“It will take years to acquire all the land, and some property owners may not choose to sell. I’d be surprised if we bought everything within the boundary,” Abbruzzese said. “But (landowners) may choose to protect the landscape anyway.”
Camas Meadows Golf Course, for example, guards a thriving crop of Bradshaw’s desert parsley.
The wild plant, more formally known as Bradshaw’s lomatium, is a slender parsley with threadlike leaves. Yellow flowers shoot from a central point, but they bloom for just a short time in April and May. The rest of the year, they can barely be seen.
The federal government added Bradshaw’s lomatium to the endangered species list in 1988. Until 1994, scientists thought it didn’t exist in Washington.
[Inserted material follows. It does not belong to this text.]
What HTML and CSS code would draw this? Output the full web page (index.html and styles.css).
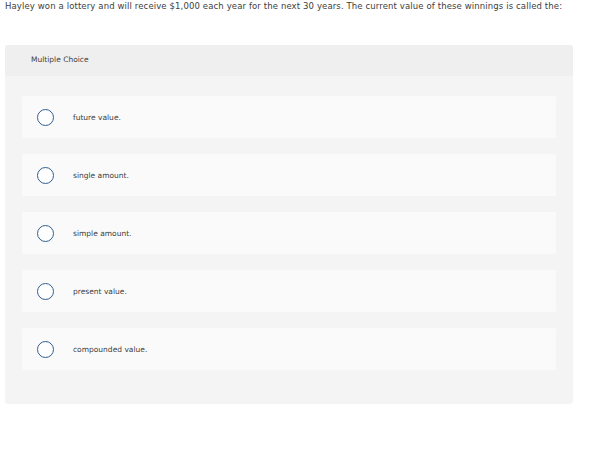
FILE: index.html
```html
<!DOCTYPE html>
<html>
<head>
<meta charset="utf-8">
<link rel="stylesheet" href="styles.css">
</head>
<body>
<p class="question">Hayley won a lottery and will receive $1,000 each year for the next 30 years. The current value of these winnings is called the:</p>
<section class="panel">
  <header class="panel-head">Multiple Choice</header>
  <div class="options">
    <label class="option"><span class="radio"></span><span class="label">future value.</span></label>
    <label class="option"><span class="radio"></span><span class="label">single amount.</span></label>
    <label class="option"><span class="radio"></span><span class="label">simple amount.</span></label>
    <label class="option"><span class="radio"></span><span class="label">present value.</span></label>
    <label class="option"><span class="radio"></span><span class="label">compounded value.</span></label>
  </div>
</section>
</body>
</html>
```

FILE: styles.css
```css
html, body {
  margin: 0;
  padding: 0;
  background: #ffffff;
}
body {
  font-family: "DejaVu Sans", Verdana, sans-serif;
  color: #3d3d3d;
  padding: 0 17px 0 5px;
}
.question {
  margin: 0;
  padding-top: 1px;
  font-size: 8.5px;
  line-height: 11px;
  letter-spacing: 0.12px;
  color: #404040;
  white-space: nowrap;
}
.panel {
  margin-top: 33px;
  background: #f4f4f4;
  border-radius: 3px;
  padding-bottom: 34px;
}
.panel-head {
  background: #efefef;
  border-radius: 3px 3px 0 0;
  height: 31px;
  box-sizing: border-box;
  padding: 9px 0 0 26px;
  font-size: 7.5px;
  line-height: 12px;
  color: #3d3d3d;
}
.options {
  display: flex;
  flex-direction: column;
  gap: 16px;
  padding: 20px 17px 0 17px;
}
.option {
  display: flex;
  align-items: center;
  height: 42px;
  background: #fafafa;
  border-radius: 3px;
  padding-left: 15px;
}
.radio {
  width: 15px;
  height: 15px;
  border: 1.5px solid #2f5f8f;
  border-radius: 50%;
  background: #ffffff;
  flex: none;
}
.label {
  margin-left: 19px;
  font-size: 7.5px;
  color: #3d3d3d;
}
```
Then Clark County wetlands specialists discovered the 6-inch-tall plant growing near Green Mountain, northwest of Camas, where a developer wanted to put a golf resort.
The Green Mountain Golf Course developer reached an agreement with The Nature Conservancy to protect Bradshaw’s lomatium. The nonprofit recruited volunteers to yank invasive Himalayan blackberry and Canada thistle and cooperated with local fire districts to conduct prescribed burns. A century of active fire suppression allowed ash trees, brush and other vegetation to encroach on the meadow-loving lomatium.
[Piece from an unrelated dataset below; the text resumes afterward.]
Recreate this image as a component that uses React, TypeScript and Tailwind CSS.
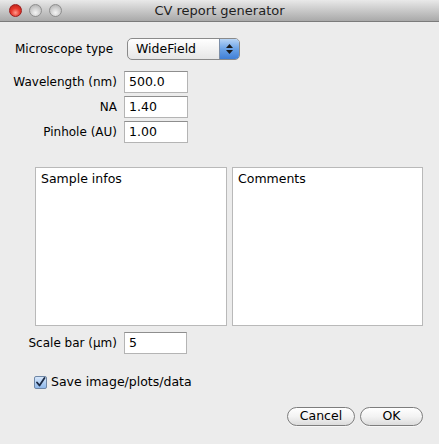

The golf course has since closed, and The Nature Conservancy has ceded restoration efforts to DNR. Controlling weeds will require ongoing vigilance with periodic prescribed burns, Abbruzzese said. But that work now is interspersed with planting native species that will help the prairie return to a mosaic of grassland and Oregon white oak forest. Since 2019, DNR has collaborated with WSU Clark County Extension Master Gardener program volunteers, who are growing such natives as large leaf lupine, tufted hair grass and even Bradshaw’s lomatium at the 78th Street Heritage Farm and their own homes for transplanting.
Biodiversity underfoot
On a Friday morning in late April, Abbruzzese and nine master gardeners met to plant on a soggy patch northwest of Lacamas Lake not open to the public. The volunteers carried large trays of plants they had started earlier.
Abbruzzese pointed out an easy-to-miss lomatium, just beginning to bloom, so no one would step on it.
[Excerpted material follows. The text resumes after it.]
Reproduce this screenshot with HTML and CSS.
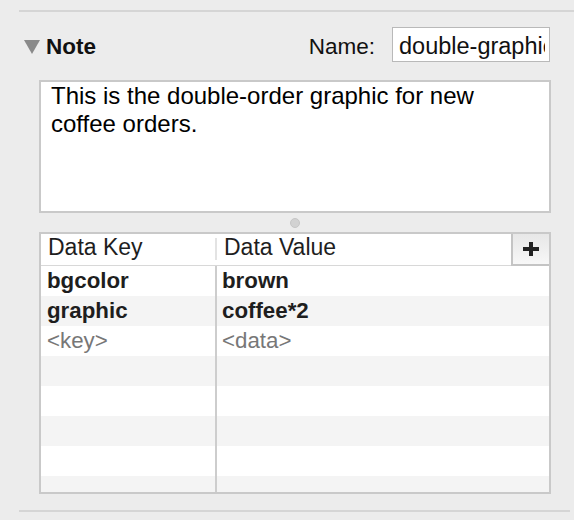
FILE: index.html
```html
<!DOCTYPE html>
<html>
<head>
<meta charset="utf-8">
<link rel="stylesheet" href="styles.css">
</head>
<body>
<div class="panel">
  <div class="rule rule-top"></div>
  <div class="content">
    <div class="head">
      <div class="disclosure">
        <span class="tri"></span>
        <span class="title">Note</span>
      </div>
      <div class="name">
        <span class="name-label">Name:</span>
        <div class="name-field"><span class="name-text">double-graphic</span></div>
      </div>
    </div>
    <div class="note-text">This is the double-order graphic for new coffee orders.</div>
    <div class="splitter"><span class="knob"></span></div>
    <div class="table">
      <div class="thead">
        <div class="th th-key">Data Key</div>
        <span class="th-sep"></span>
        <div class="th th-val">Data Value</div>
        <div class="add">
          <svg width="16" height="14" viewBox="0 0 16 14"><rect x="0" y="5" width="16" height="4" fill="#222"/><rect x="6" y="0" width="4" height="14" fill="#222"/></svg>
        </div>
      </div>
      <div class="tbody">
        <div class="row"><div class="cell k strong">bgcolor</div><div class="cell v strong">brown</div></div>
        <div class="row alt"><div class="cell k strong">graphic</div><div class="cell v strong">coffee*2</div></div>
        <div class="row"><div class="cell k ph">&lt;key&gt;</div><div class="cell v ph">&lt;data&gt;</div></div>
        <div class="row alt"><div class="cell k"></div><div class="cell v"></div></div>
        <div class="row"><div class="cell k"></div><div class="cell v"></div></div>
        <div class="row alt"><div class="cell k"></div><div class="cell v"></div></div>
        <div class="row"><div class="cell k"></div><div class="cell v"></div></div>
        <div class="row alt"><div class="cell k"></div><div class="cell v"></div></div>
      </div>
    </div>
  </div>
  <div class="rule rule-bottom"></div>
</div>
</body>
</html>
```
FILE: styles.css
```css
html, body {
  margin: 0;
  padding: 0;
  background: #ececec;
  font-family: "Liberation Sans", Arial, sans-serif;
  color: #1e1e1e;
}
.panel {
  padding: 10px 0 0 19px;
}
.rule {
  height: 2px;
  background: #d5d5d5;
}
.rule-bottom {
  margin: 16px 4px 0 0;
}
.content {
  padding-right: 23px;
}
.head {
  display: flex;
  justify-content: space-between;
  align-items: flex-start;
  margin-top: 15px;
  height: 35px;
}
.disclosure {
  display: flex;
  align-items: flex-start;
}
.tri {
  width: 0;
  height: 0;
  margin: 13px 0 0 5px;
  border-left: 8px solid transparent;
  border-right: 8px solid transparent;
  border-top: 14px solid #8a8a8a;
}
.title {
  margin-left: 6px;
  padding-top: 7px;
  font-size: 22.5px;
  line-height: 25px;
  font-weight: bold;
  color: #111;
}
.name {
  display: flex;
  align-items: flex-start;
}
.name-label {
  padding-top: 7px;
  font-size: 22.5px;
  line-height: 25px;
  color: #111;
  margin-right: 17px;
}
.name-field {
  box-sizing: border-box;
  width: 158px;
  height: 35px;
  margin-right: 1px;
  background: #fff;
  border: 1px solid #b9b9b9;
  padding: 3px 4px 0 6px;
  font-size: 23.5px;
  line-height: 30px;
  color: #111;
}
.name-text {
  display: block;
  white-space: nowrap;
  overflow: hidden;
}
.note-text {
  box-sizing: border-box;
  margin: 18px 0 0 20px;
  height: 133px;
  background: #fff;
  border: 2px solid #c9c9c9;
  padding: 0 20px 0 10px;
  font-size: 24px;
  line-height: 28px;
  color: #000;
}
.splitter {
  margin-left: 20px;
  height: 19px;
  display: flex;
  align-items: center;
  justify-content: center;
}
.knob {
  box-sizing: border-box;
  width: 10px;
  height: 10px;
  border-radius: 50%;
  background: #d2d2d2;
  border: 1px solid #c6c6c6;
}
.table {
  box-sizing: border-box;
  margin-left: 20px;
  height: 262px;
  background: #fff;
  border: 2px solid #c9c9c9;
  overflow: hidden;
}
.thead {
  display: flex;
  align-items: flex-start;
  height: 31px;
  border-bottom: 1px solid #d8d8d8;
}
.th {
  font-size: 23px;
  line-height: 25px;
  padding-top: 1px;
  color: #1e1e1e;
  padding-left: 7px;
}
.th-key {
  box-sizing: border-box;
  width: 174px;
}
.th-sep {
  width: 2px;
  height: 22px;
  margin-top: 4px;
  background: #e3e3e3;
}
.th-val {
  flex: 1;
}
.add {
  box-sizing: border-box;
  width: 38px;
  height: 32px;
  border-left: 2px solid #c4c4c4;
  border-bottom: 2px solid #c4c4c4;
  background: linear-gradient(#e7e7e7, #f7f7f7);
  display: flex;
  align-items: center;
  justify-content: center;
}
.add svg {
  display: block;
}
.row {
  display: flex;
  height: 30px;
  font-size: 22.3px;
  line-height: 30px;
}
.row.alt {
  background: #f4f4f4;
}
.cell.k {
  box-sizing: border-box;
  width: 176px;
  padding-left: 6px;
  border-right: 2px solid #cdcdcd;
}
.cell.v {
  flex: 1;
  padding-left: 5px;
}
.strong {
  font-weight: bold;
  color: #1e1e1e;
}
.ph {
  color: #777;
}
```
“A local gardener probably wouldn’t know what’s right in front of them,” said volunteer Kathyellen Blovits, who lives on the border between Vancouver and Camas.
“It’s kind of a paradigm shift to go from looking at big trees to what’s right under your foot,” said volunteer Heather Cashmore of Vancouver.
Indeed, the Lacamas Prairie Natural Area exists not just to protect Oregon white oak or Bradshaw’s lomatium, but a variety of rare species important for biodiversity, Abbruzzese said. They include Oregon coyote-thistle, Hall’s aster, dense sedge, Nuttall’s quillwort, small-flowered trillium and slender-billed nuthatch.
It will be years yet before Lacamas Prairie will reach the point where it’s considered fully restored, Abbruzzese said. But it’s coming along.
Success there has played a key role in bringing Bradshaw’s lomatium back from the brink. The federal government removed Bradshaw’s lomatium from the endangered species list last year.